About Animal Medicines

Regulation

AHI members develop medicines that protect the health and enhance the well-being of animals. These animal medicines are vigorously researched and tested for safety, purity and efficacy by our member companies before being submitted for additional review, research, testing and, ultimately, approval by government regulatory agencies. The agencies involved in the approval and regulatory process of our members’ products include the FDA (pharmaceuticals), the USDA (biologics) and the EPA (pesticides).

Safety and Oversight
Animal pharmaceuticals, biologics and pesticides are highly regulated by the U.S. government. Navigating the regulatory pathways for new products takes an average of five to seven years, and the research and development process requires the investment of millions of dollars.

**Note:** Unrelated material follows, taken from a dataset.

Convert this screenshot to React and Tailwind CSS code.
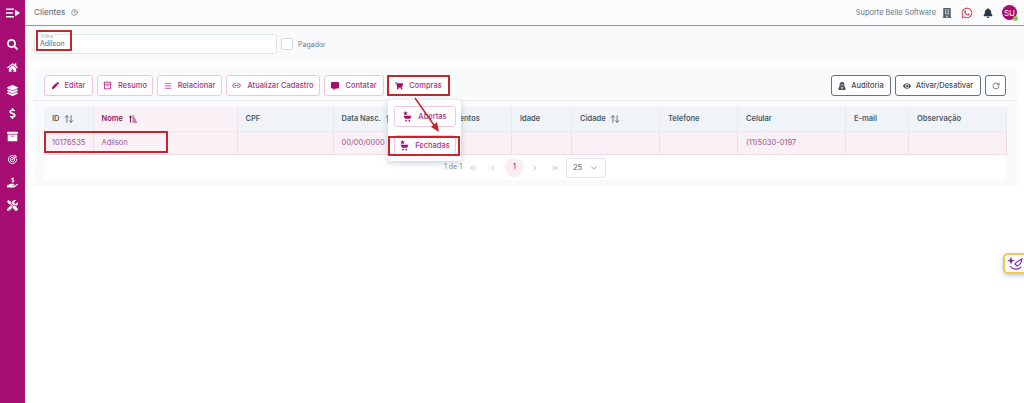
import React from "react";
import { CircleHelp, Menu, Link2, RotateCw, ChevronsLeft, ChevronLeft, ChevronRight, ChevronsRight, ChevronDown, ArrowUpDown } from "lucide-react";
import { FaWhatsapp, FaBuilding, FaBell, FaPen, FaCommentAlt, FaShoppingCart, FaUserSecret, FaEye, FaHome, FaLayerGroup, FaDollarSign, FaArchive, FaTools, FaSearch, FaHandHoldingUsd, FaSortAmountUpAlt } from "react-icons/fa";
import { TbTargetArrow } from "react-icons/tb";
import { MdOutlineInventory2 } from "react-icons/md";

function MenuOpen() {
  return (
    <svg width="14" height="10" viewBox="0 0 14 10" className="mt-[8px]" fill="white">
      <rect x="0" y="0.5" width="8" height="1.5" />
      <rect x="0" y="4.2" width="7" height="1.5" />
      <rect x="0" y="8" width="8" height="1.5" />
      <path d="M9 1.5 L14 5 L9 8.5 Z" />
    </svg>
  );
}
function CartStar({ className }) {
  return (
    <svg width="10" height="11" viewBox="0 0 10 11" className={className} fill="currentColor">
      <path d="M3.5 0 l.7 1.4 1.5.2 -1.1 1.1 .3 1.5 -1.4-.7 -1.4.7 .3-1.5 -1.1-1.1 1.5-.2 Z" />
      <path d="M1.5 4.8 h7.8 l-1 3 h-5.2 Z" />
      <circle cx="4" cy="9.6" r=".9" />
      <circle cx="7.3" cy="9.6" r=".9" />
    </svg>
  );
}

const side = [FaSearch, FaHome, FaLayerGroup, FaDollarSign, FaArchive, TbTargetArrow, FaHandHoldingUsd, FaTools];

function Btn({ icon: I, children, w, size = 8 }) {
  return (
    <button className={`h-[21px] shrink-0 whitespace-nowrap rounded-[3px] border border-[#efc6df] bg-white flex items-center justify-center gap-[6px] text-[7.5px] font-medium text-[#a8327f] ${w}`}>
      <I size={size} className="text-[#a50d73]" />
      {children}
    </button>
  );
}
function Btn2({ icon: I, children, w, size = 8 }) {
  return (
    <button className={`h-[21px] shrink-0 whitespace-nowrap rounded-[3px] border border-[#66747f] bg-white flex items-center justify-center gap-[5px] text-[7.5px] font-medium text-[#3f4d58] ${w}`}>
      <I size={size} />
      {children}
    </button>
  );
}

const cols = [
  ["ID", 49, "sort"], ["Nome", 144, "active"], ["CPF", 96], ["Data Nasc.", 85, "sort"], ["Apontamentos", 93.5], ["Idade", 60], ["Cidade", 88, "sort"], ["Telefone", 78], ["Celular", 108], ["E-mail", 63], ["Observação", 97.5],
];
const cells = ["10176535", "Adilson", "", "00/00/0000", "", "", "", "", "(11)5030-0197", "", ""];

function Red({ className }) {
  return <div className={`absolute border-2 border-[#c8242b] pointer-events-none ${className}`} />;
}

export default function App() {
  return (
    <div className="relative flex h-[403px] w-[1024px] overflow-hidden bg-white font-['Inter',sans-serif]">
      <aside className="w-[25px] shrink-0 bg-[#a50d73] flex flex-col items-center text-white">
        <MenuOpen />
        <div className="mt-[21px] flex flex-col items-center gap-[12px]">
          {side.map((I, i) => <I key={i} size={11} />)}
        </div>
      </aside>
      <main className="flex-1 min-w-0">
        <header className="h-[26px] border-b border-[#5aa9ec] bg-[#fafbfd] flex items-center pl-[9px] pr-[7px]">
          <span className="text-[8.2px] text-[#56646f]">Clientes</span>
          <CircleHelp size={7} className="ml-[6px] text-[#56646f]" />
          <span className="ml-auto text-[7.4px] text-[#6b7883]">Suporte Belle Software</span>
          <FaBuilding size={10} className="ml-[6px] text-[#52606b]" />
          <FaWhatsapp size={12} className="ml-[9px] text-[#d6303f]" />
          <FaBell size={10} className="ml-[10px] text-[#263947]" />
          <div className="relative ml-[9px] h-[15px] w-[15px] rounded-full bg-[#a50d73] text-white text-[8px] flex items-center justify-center">
            SU
            <span className="absolute -bottom-[1px] -right-[1px] h-[5px] w-[5px] rounded-full bg-[#7ec850]" />
          </div>
        </header>
        <section className="h-[34px] bg-[#f8fafc] pl-[9px] pt-[8px] flex items-start">
          <div className="relative h-[20px] w-[243px] rounded-[3px] border border-[#dfe5ea] bg-white pl-[5px] flex items-center text-[7px] text-[#56646f]">
            Adilson
            <span className="absolute -top-[2px] left-[5px] bg-white px-[1px] text-[5px] leading-[6px] text-[#9aa5ae]">Filtro</span>
          </div>
          <div className="ml-[4px] mt-[4px] h-[12px] w-[12px] rounded-[2px] border border-[#d5dce2] bg-white" />
          <span className="ml-[5px] mt-[5px] text-[7px] leading-[11px] text-[#6b7883]">Pagador</span>
        </section>
        <section className="mt-[8px] ml-[8px] w-[984px] h-[118px] bg-[#f8fafc]">
          <div className="h-[33px] border-b border-[#e9eef2] pt-[7px] pl-[11px] pr-[11px] flex gap-[4px]">
            <Btn icon={FaPen} size={7} w="w-[49px]">Editar</Btn>
            <Btn icon={MdOutlineInventory2} size={9} w="w-[56px]">Resumo</Btn>
            <Btn icon={Menu} w="w-[65px]">Relacionar</Btn>
            <Btn icon={Link2} size={9} w="w-[94px]">Atualizar Cadastro</Btn>
            <Btn icon={FaCommentAlt} w="w-[60px]">Contatar</Btn>
            <Btn icon={FaShoppingCart} w="w-[61px]">Compras</Btn>
            <div className="ml-auto flex gap-[4px]">
              <Btn2 icon={FaUserSecret} w="w-[60px]">Auditoria</Btn2>
              <Btn2 icon={FaEye} w="w-[86px]">Ativar/Desativar</Btn2>
              <Btn2 icon={RotateCw} w="w-[21px]" />
            </div>
          </div>
          <div className="mx-[11px] mt-[6px] h-[73px] w-[962px] bg-white relative">
            <table className="w-full table-fixed border-collapse text-[7.5px]">
              <colgroup>{cols.map((c) => <col key={c[0]} style={{ width: c[1] }} />)}</colgroup>
              <thead>
                <tr className="h-[24px]">
                  {cols.map(([t, , s]) => (
                    <th key={t} className={`whitespace-nowrap border-r border-b border-[#e6ebf0] pl-[8px] text-left font-semibold ${s === "active" ? "bg-[#faf1f6] text-[#8c1562]" : "bg-[#f0f4f8] text-[#4d5b66]"}`}>
                      <span className="inline-flex items-center gap-[4px]">
                        {t}
                        {s === "sort" && <ArrowUpDown size={10} />}
                        {s === "active" && <FaSortAmountUpAlt size={8} className="ml-[2px]" />}
                      </span>
                    </th>
                  ))}
                </tr>
              </thead>
              <tbody>
                <tr className="h-[23px] bg-[#f9f1f6]">
                  {cells.map((c, i) => (
                    <td key={i} className="border-r border-b border-[#f0dbe7] pl-[8px] text-[#a0558a]">{c}</td>
                  ))}
                </tr>
              </tbody>
            </table>
            <div className="mt-[3px] flex items-center text-[#9aa5ae] text-[7px]">
              <span className="ml-[400px] w-[21px] text-[#7d8a94]">1 de 1</span>
              <ChevronsLeft size={8} className="ml-[4px]" />
              <ChevronLeft size={8} className="ml-[12px]" />
              <span className="ml-[8px] h-[19px] w-[19px] rounded-full bg-[#f9eef5] text-[#a5277a] flex items-center justify-center font-medium">1</span>
              <ChevronRight size={8} className="ml-[7px]" />
              <ChevronsRight size={8} className="ml-[12px]" />
              <div className="ml-[7px] h-[20px] w-[40px] rounded-[3px] border border-[#dfe5ea] bg-white flex items-center justify-between px-[6px] text-[#56646f] text-[7.5px]">
                25
                <ChevronDown size={10} className="text-[#8a96a0]" />
              </div>
            </div>
          </div>
        </section>
      </main>

      <div className="absolute left-[388px] top-[100px] h-[61px] w-[73px] rounded-[3px] bg-white shadow-[0_2px_6px_rgba(90,100,120,0.3)] flex flex-col items-center pt-[6px] gap-[8px]">
        <Btn icon={CartStar} w="w-[62px]">Abertas</Btn>
        <Btn icon={CartStar} w="w-[62px]">Fechadas</Btn>
      </div>

      <Red className="left-[36px] top-[30px] h-[21px] w-[36px]" />
      <Red className="left-[44px] top-[131px] h-[22px] w-[124px]" />
      <Red className="left-[387px] top-[75px] h-[21px] w-[63px]" />
      <Red className="left-[388px] top-[136px] h-[20px] w-[72px]" />
      <svg className="absolute left-[410px] top-[94px]" width="36" height="44" viewBox="0 0 36 44">
        <path d="M5 4 L26 34" stroke="#c8242b" strokeWidth="1.5" fill="none" />
        <path d="M29 38 L21 33 L27 28 Z" fill="#c8242b" />
      </svg>

      <div className="absolute left-[1003px] top-[253px] h-[21px] w-[30px] rounded-[5px] border-2 border-[#f2c94c] border-r-[#e86a8a] bg-white shadow-[0_2px_4px_rgba(90,100,160,0.35)] pl-[2px] flex items-center">
        <svg width="16" height="14" viewBox="0 0 16 14" fill="none" stroke="#7b2f9e" strokeWidth="1.2">
          <path d="M4 1.5 l.6 1.6 1.6.6 -1.6.6 -.6 1.6 -.6-1.6 -1.6-.6 1.6-.6 Z" fill="#7b2f9e" />
          <path d="M8 7 C10 4 13 3 15 2 C14.5 5 13 8 10 9 Z" />
          <path d="M3 9 C6 13 11 13 14 10" />
        </svg>
      </div>
    </div>
  );
}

The results are products that the animal health industry and the American public can count on to be pure, safe, potent and effective.

  • USDA Center for Veterinary Biologics (CVB): Evaluates the purity, safety, potency and effectiveness of all vaccines and biological products prior to licensing. The review process, which includes challenge studies, safety trials and manufacturing testing, can take three to five years.
  • Food and Drug Administration (FDA)/Center for Veterinary Medicine (CVM): Tests, approves, licenses and regulates all pharmaceutical products. When a new drug has been determined to be a potentially useful medicine,  the pharmaceutical company begins working closely with the FDA to review development plans and to set up testing protocols. Reviews of studies and testing continue throughout the process, which can take seven to 10 years before approval is granted.
  • Environmental Protection Agency (EPA): Evaluates the safety and effectiveness of pesticides, and develops safety guidelines to closely oversee their use. Manufacturers must provide scientific evidence demonstrating with reasonable certainty that a product will cause no harm to humans, the environment or non-target species. The process from discovery through long-term toxicology studies and EPA review takes, on average, five to seven years.